CD comes with a 90-page catalogue released on occasion of the exhibition Sound-shifting by Möslang/Guhl at the Chiesa San Stae as part of the Swiss contribution to the 49th Venice Biennal 2001. During the preparations for their installation on the occasion of the 49th Venice Biennal in the Church San Stae in Venice, the Swiss artists Norbert Möslang and Andy Guhl, also known as the band Voicecrack, the artists did a series of video takes. This painterly series constitutes the main bulk of this artist's book, which is interspersed with visual diagrams of the sound in the Venetian Channel. For their work they lowered a hydrophon at the nearby vaporetto-stop into the Channel, half over, half under the surface of the floating water.
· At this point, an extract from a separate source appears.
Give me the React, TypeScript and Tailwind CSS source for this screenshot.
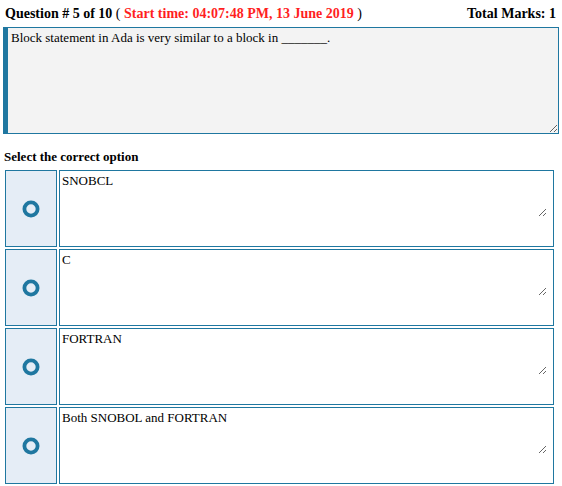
import { useState } from "react";

const OPTIONS = ["SNOBCL", "C", "FORTRAN", "Both SNOBOL and FORTRAN"];

function RadioRing() {
  return (
    <svg width="18" height="18" viewBox="0 0 18 18" aria-hidden>
      <circle cx="9" cy="9" r="6.6" fill="none" stroke="#1f77a0" strokeWidth="3.8" />
    </svg>
  );
}

export default function App() {
  const [picked, setPicked] = useState<number | null>(null);

  return (
    <div className="w-[562px] min-h-[486px] bg-white text-black font-['Liberation_Serif','Times_New_Roman',serif] text-[13px]">
      {/* header */}
      <div className="flex items-baseline justify-between pl-[5px] pr-[6px] pt-[6px] h-[27px] text-[14px] leading-[16px]">
        <div className="font-bold">
          Question # 5 of 10 <span className="font-normal">(</span>{" "}
          <span className="text-[#ff1f1f]">Start time: 04:07:48 PM, 13 June 2019</span>{" "}
          <span className="font-normal">)</span>
        </div>
        <div className="font-bold">Total Marks: 1</div>
      </div>

      {/* question */}
      <div className="pl-[3px]">
        <textarea
          readOnly
          defaultValue="Block statement in Ada is very similar to a block in _______."
          className="block w-[556px] h-[107px] bg-[#f3f3f3] border border-[#1f77a0] border-l-[5px] pl-[3px] pt-[2px] text-[13px] leading-[15px] outline-none resize"
        />
      </div>

      <div className="pl-[4px] pt-[15px] pb-[5px] font-bold text-[13px] leading-[16px]">
        Select the correct option
      </div>

      {/* options */}
      <div className="flex flex-col gap-[2px] pl-[5px]">
        {OPTIONS.map((opt, i) => (
          <div key={opt} className="flex gap-[2px] h-[77px]">
            <button
              type="button"
              onClick={() => setPicked(i)}
              className="w-[52px] h-full flex items-center justify-center bg-[#e5edf6] border border-[#1f77a0]"
            >
              <RadioRing />
            </button>
            <div
              className={`w-[495px] h-full border border-[#1f77a0] ${picked === i ? "bg-[#f7fbff]" : "bg-white"}`}
            >
              <textarea
                readOnly
                defaultValue={opt}
                className="block w-[487px] h-[46px] bg-transparent pl-[2px] pt-[2px] text-[13px] leading-[15px] outline-none resize"
              />
            </div>
          </div>
        ))}
      </div>
    </div>
  );
}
The function of this instrument consisted in registering the sounds of the ups and downs in the "Canale Grande", the medieval city's main highway, as impulses of urban life and to transmit them into the Baroque Church of San Stae, which therefore became an immense audio space.
Likewise, the CD is filled with nearly an hour’s worth of skittering, reverberated drones and occasional noise outbursts captured by an underwater microphone at the same location.
What it all amounts to is a very thorough site-specific audio-visual document that doubles as a two-part treat for lovers of grainy minimalism. In fact, in a way, the photos look more like elegant, abstract paintings than anything that came from a camera. The book comes complete with the aforementioned CD, plus an additional 24-page booklet of notes and photos all housed in a hardcover with a glossy finish that looks kind of like some sort of weird 1970s textbook.
Voice Crack was a Swiss noise duo consisting of musicians Andy Guhl and Norbert Möslang. They formed in 1972 as a free jazz outfit, but abandoned that format in the early ’80s to experiment with what they called “cracked everyday electronics,” which consisted of small, cracked open appliances rigged up with amps. This set-up produced sounds that could turn on a dime from a sparse clatter to an all-out noise tsunami.